Only the pictures are omitted; repeat all other data exactly.

■ DATA ENTRIES

^^^^

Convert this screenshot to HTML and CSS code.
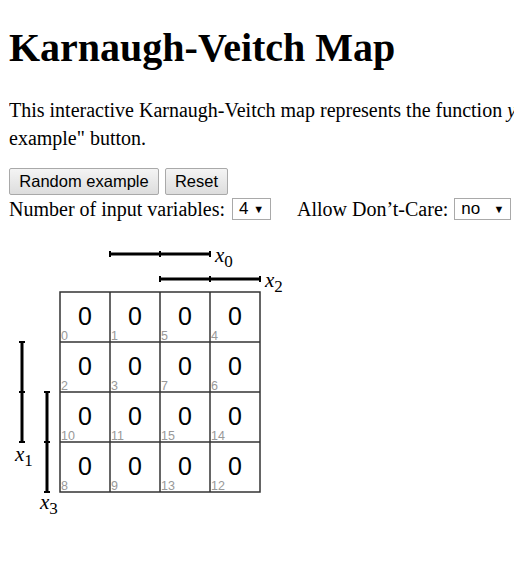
FILE: index.html
```html
<!DOCTYPE html>
<html>
<head>
<meta charset="utf-8">
<title>Karnaugh-Veitch Map</title>
<link rel="stylesheet" href="styles.css">
</head>
<body>
<div class="page">
<h1 class="title">Karnaugh-Veitch Map</h1>
<p class="intro">This interactive Karnaugh-Veitch map represents the function <i>y</i> = <i>f</i>(<i>x</i><sub>3</sub>, <i>x</i><sub>2</sub>, <i>x</i><sub>1</sub>, <i>x</i><sub>0</sub>). Click on the cells to change their values or press the "Random<br>example" button.</p>
<div class="buttons">
<button class="btn btn-random">Random example</button><button class="btn btn-reset">Reset</button>
</div>
<div class="controls">
<span class="lbl">Number of input variables:</span>
<span class="sel sel-num"><span class="sel-val">4</span><span class="arrow">▼</span></span>
<span class="lbl lbl-gap">Allow Don’t-Care:</span>
<span class="sel sel-dc"><span class="sel-val">no</span><span class="arrow">▼</span></span>
</div>
<svg class="kvmap" width="300" height="300" viewBox="0 230 300 300" xmlns="http://www.w3.org/2000/svg">
  <g stroke="#000" stroke-width="3">
    <line x1="110" y1="254" x2="210" y2="254"/>
    <line x1="160" y1="279" x2="260" y2="279"/>
    <line x1="22" y1="342" x2="22" y2="442"/>
    <line x1="47" y1="392" x2="47" y2="492"/>
  </g>
  <g stroke="#000" stroke-width="2">
    <line x1="110" y1="251" x2="110" y2="257"/>
    <line x1="160" y1="251" x2="160" y2="257"/>
    <line x1="210" y1="251" x2="210" y2="257"/>
    <line x1="160" y1="276" x2="160" y2="282"/>
    <line x1="210" y1="276" x2="210" y2="282"/>
    <line x1="260" y1="276" x2="260" y2="282"/>
    <line x1="19" y1="342" x2="25" y2="342"/>
    <line x1="19" y1="392" x2="25" y2="392"/>
    <line x1="19" y1="442" x2="25" y2="442"/>
    <line x1="44" y1="392" x2="50" y2="392"/>
    <line x1="44" y1="442" x2="50" y2="442"/>
    <line x1="44" y1="492" x2="50" y2="492"/>
  </g>
  <g class="varlbl">
    <text x="215" y="262"><tspan class="vx">x</tspan><tspan class="vs" dy="5">0</tspan></text>
    <text x="265" y="287"><tspan class="vx">x</tspan><tspan class="vs" dy="5">2</tspan></text>
    <text x="15" y="461"><tspan class="vx">x</tspan><tspan class="vs" dy="5">1</tspan></text>
    <text x="40" y="509"><tspan class="vx">x</tspan><tspan class="vs" dy="5">3</tspan></text>
  </g>
  <g fill="#fff" stroke="#333" stroke-width="1.5">
    <rect x="60" y="292" width="200" height="200"/>
    <line x1="110" y1="292" x2="110" y2="492"/>
    <line x1="160" y1="292" x2="160" y2="492"/>
    <line x1="210" y1="292" x2="210" y2="492"/>
    <line x1="60" y1="342" x2="260" y2="342"/>
    <line x1="60" y1="392" x2="260" y2="392"/>
    <line x1="60" y1="442" x2="260" y2="442"/>
  </g>
  <g class="val" text-anchor="middle">
    <text x="85" y="325">0</text><text x="135" y="325">0</text><text x="185" y="325">0</text><text x="235" y="325">0</text>
    <text x="85" y="375">0</text><text x="135" y="375">0</text><text x="185" y="375">0</text><text x="235" y="375">0</text>
    <text x="85" y="425">0</text><text x="135" y="425">0</text><text x="185" y="425">0</text><text x="235" y="425">0</text>
    <text x="85" y="475">0</text><text x="135" y="475">0</text><text x="185" y="475">0</text><text x="235" y="475">0</text>
  </g>
  <g class="idx">
    <text x="61" y="339.5">0</text><text x="111" y="339.5">1</text><text x="161" y="339.5">5</text><text x="211" y="339.5">4</text>
    <text x="61" y="389.5">2</text><text x="111" y="389.5">3</text><text x="161" y="389.5">7</text><text x="211" y="389.5">6</text>
    <text x="61" y="439.5">10</text><text x="111" y="439.5">11</text><text x="161" y="439.5">15</text><text x="211" y="439.5">14</text>
    <text x="61" y="489.5">8</text><text x="111" y="489.5">9</text><text x="161" y="489.5">13</text><text x="211" y="489.5">12</text>
  </g>
</svg>
</div>
</body>
</html>
```
FILE: styles.css
```css
html, body {
  overflow: hidden;
}
body {
  margin: 9px;
  font-family: "Liberation Serif", "Times New Roman", serif;
  font-size: 20px;
  color: #000;
  background: #fff;
}
.page {
  width: 1000px;
}
.title {
  font-size: 40px;
  font-weight: bold;
  line-height: 46px;
  margin: 16px 0 25px;
}
.intro {
  margin: 0 0 16px;
  line-height: 28px;
  white-space: nowrap;
}
.intro sub {
  font-size: 70%;
  line-height: 0;
}
.buttons {
  display: flex;
  gap: 6px;
  height: 27px;
}
.btn {
  font-family: "Liberation Sans", Arial, sans-serif;
  font-size: 16.5px;
  color: #000;
  padding: 0;
  white-space: nowrap;
  border: 1px solid #a9a9a9;
  border-radius: 2px;
  background: linear-gradient(#f4f4f4, #dddddd);
  height: 27px;
}
.btn-random {
  width: 150px;
}
.btn-reset {
  width: 63px;
}
.controls {
  display: flex;
  align-items: center;
  height: 26px;
  margin-top: 1px;
}
.lbl {
  margin-right: 7px;
}
.lbl-gap {
  margin-left: 26px;
  margin-right: 6px;
}
.sel {
  display: flex;
  align-items: center;
  justify-content: space-between;
  height: 22px;
  box-sizing: border-box;
  border: 1px solid #a9a9a9;
  background: #fff;
  font-family: "Liberation Sans", Arial, sans-serif;
  font-size: 17px;
  padding: 0 6px 0 6px;
}
.sel-num {
  width: 39px;
}
.sel-dc {
  width: 57px;
}
.arrow {
  font-size: 11px;
}
.kvmap {
  display: block;
  margin: 8px 0 0 -9px;
}
.varlbl {
  font-family: "Liberation Serif", "Times New Roman", serif;
  font-size: 21px;
}
.vx {
  font-style: italic;
}
.vs {
  font-size: 17px;
}
.val {
  font-family: "Liberation Sans", Arial, sans-serif;
  font-size: 25px;
  fill: #000;
}
.idx {
  font-family: "Liberation Sans", Arial, sans-serif;
  font-size: 12.5px;
  fill: #999;
}
```
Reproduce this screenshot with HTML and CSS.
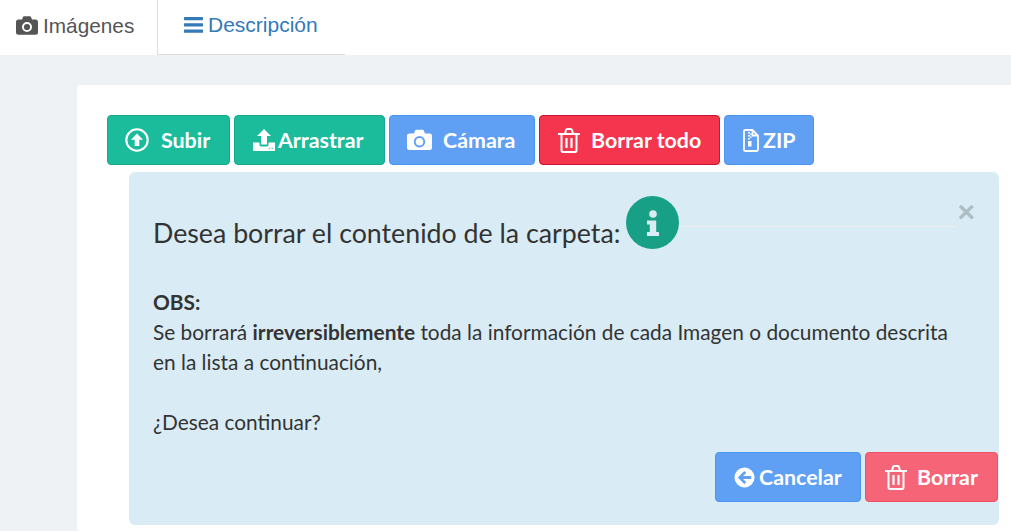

^^^^

■ RESPONSE TO THE TASK
Convert this screenshot to HTML and CSS code.
FILE: index.html
```html
<!DOCTYPE html>
<html>
<head>
<meta charset="utf-8">
<title>Karnaugh-Veitch Map</title>
<link rel="stylesheet" href="styles.css">
</head>
<body>
<div class="page">
<h1 class="title">Karnaugh-Veitch Map</h1>
<p class="intro">This interactive Karnaugh-Veitch map represents the function <i>y</i> = <i>f</i>(<i>x</i><sub>3</sub>, <i>x</i><sub>2</sub>, <i>x</i><sub>1</sub>, <i>x</i><sub>0</sub>). Click on the cells to change their values or press the "Random<br>example" button.</p>
<div class="buttons">
<button class="btn btn-random">Random example</button><button class="btn btn-reset">Reset</button>
</div>
<div class="controls">
<span class="lbl">Number of input variables:</span>
<span class="sel sel-num"><span class="sel-val">4</span><span class="arrow">▼</span></span>
<span class="lbl lbl-gap">Allow Don’t-Care:</span>
<span class="sel sel-dc"><span class="sel-val">no</span><span class="arrow">▼</span></span>
</div>
<svg class="kvmap" width="300" height="300" viewBox="0 230 300 300" xmlns="http://www.w3.org/2000/svg">
  <g stroke="#000" stroke-width="3">
    <line x1="110" y1="254" x2="210" y2="254"/>
    <line x1="160" y1="279" x2="260" y2="279"/>
    <line x1="22" y1="342" x2="22" y2="442"/>
    <line x1="47" y1="392" x2="47" y2="492"/>
  </g>
  <g stroke="#000" stroke-width="2">
    <line x1="110" y1="251" x2="110" y2="257"/>
    <line x1="160" y1="251" x2="160" y2="257"/>
    <line x1="210" y1="251" x2="210" y2="257"/>
    <line x1="160" y1="276" x2="160" y2="282"/>
    <line x1="210" y1="276" x2="210" y2="282"/>
    <line x1="260" y1="276" x2="260" y2="282"/>
    <line x1="19" y1="342" x2="25" y2="342"/>
    <line x1="19" y1="392" x2="25" y2="392"/>
    <line x1="19" y1="442" x2="25" y2="442"/>
    <line x1="44" y1="392" x2="50" y2="392"/>
    <line x1="44" y1="442" x2="50" y2="442"/>
    <line x1="44" y1="492" x2="50" y2="492"/>
  </g>
  <g class="varlbl">
    <text x="215" y="262"><tspan class="vx">x</tspan><tspan class="vs" dy="5">0</tspan></text>
    <text x="265" y="287"><tspan class="vx">x</tspan><tspan class="vs" dy="5">2</tspan></text>
    <text x="15" y="461"><tspan class="vx">x</tspan><tspan class="vs" dy="5">1</tspan></text>
    <text x="40" y="509"><tspan class="vx">x</tspan><tspan class="vs" dy="5">3</tspan></text>
  </g>
  <g fill="#fff" stroke="#333" stroke-width="1.5">
    <rect x="60" y="292" width="200" height="200"/>
    <line x1="110" y1="292" x2="110" y2="492"/>
    <line x1="160" y1="292" x2="160" y2="492"/>
    <line x1="210" y1="292" x2="210" y2="492"/>
    <line x1="60" y1="342" x2="260" y2="342"/>
    <line x1="60" y1="392" x2="260" y2="392"/>
    <line x1="60" y1="442" x2="260" y2="442"/>
  </g>
  <g class="val" text-anchor="middle">
    <text x="85" y="325">0</text><text x="135" y="325">0</text><text x="185" y="325">0</text><text x="235" y="325">0</text>
    <text x="85" y="375">0</text><text x="135" y="375">0</text><text x="185" y="375">0</text><text x="235" y="375">0</text>
    <text x="85" y="425">0</text><text x="135" y="425">0</text><text x="185" y="425">0</text><text x="235" y="425">0</text>
    <text x="85" y="475">0</text><text x="135" y="475">0</text><text x="185" y="475">0</text><text x="235" y="475">0</text>
  </g>
  <g class="idx">
    <text x="61" y="339.5">0</text><text x="111" y="339.5">1</text><text x="161" y="339.5">5</text><text x="211" y="339.5">4</text>
    <text x="61" y="389.5">2</text><text x="111" y="389.5">3</text><text x="161" y="389.5">7</text><text x="211" y="389.5">6</text>
    <text x="61" y="439.5">10</text><text x="111" y="439.5">11</text><text x="161" y="439.5">15</text><text x="211" y="439.5">14</text>
    <text x="61" y="489.5">8</text><text x="111" y="489.5">9</text><text x="161" y="489.5">13</text><text x="211" y="489.5">12</text>
  </g>
</svg>
</div>
</body>
</html>
```
FILE: styles.css
```css
html, body {
  overflow: hidden;
}
body {
  margin: 9px;
  font-family: "Liberation Serif", "Times New Roman", serif;
  font-size: 20px;
  color: #000;
  background: #fff;
}
.page {
  width: 1000px;
}
.title {
  font-size: 40px;
  font-weight: bold;
  line-height: 46px;
  margin: 16px 0 25px;
}
.intro {
  margin: 0 0 16px;
  line-height: 28px;
  white-space: nowrap;
}
.intro sub {
  font-size: 70%;
  line-height: 0;
}
.buttons {
  display: flex;
  gap: 6px;
  height: 27px;
}
.btn {
  font-family: "Liberation Sans", Arial, sans-serif;
  font-size: 16.5px;
  color: #000;
  padding: 0;
  white-space: nowrap;
  border: 1px solid #a9a9a9;
  border-radius: 2px;
  background: linear-gradient(#f4f4f4, #dddddd);
  height: 27px;
}
.btn-random {
  width: 150px;
}
.btn-reset {
  width: 63px;
}
.controls {
  display: flex;
  align-items: center;
  height: 26px;
  margin-top: 1px;
}
.lbl {
  margin-right: 7px;
}
.lbl-gap {
  margin-left: 26px;
  margin-right: 6px;
}
.sel {
  display: flex;
  align-items: center;
  justify-content: space-between;
  height: 22px;
  box-sizing: border-box;
  border: 1px solid #a9a9a9;
  background: #fff;
  font-family: "Liberation Sans", Arial, sans-serif;
  font-size: 17px;
  padding: 0 6px 0 6px;
}
.sel-num {
  width: 39px;
}
.sel-dc {
  width: 57px;
}
.arrow {
  font-size: 11px;
}
.kvmap {
  display: block;
  margin: 8px 0 0 -9px;
}
.varlbl {
  font-family: "Liberation Serif", "Times New Roman", serif;
  font-size: 21px;
}
.vx {
  font-style: italic;
}
.vs {
  font-size: 17px;
}
.val {
  font-family: "Liberation Sans", Arial, sans-serif;
  font-size: 25px;
  fill: #000;
}
.idx {
  font-family: "Liberation Sans", Arial, sans-serif;
  font-size: 12.5px;
  fill: #999;
}
```
Reproduce this screenshot with HTML and CSS.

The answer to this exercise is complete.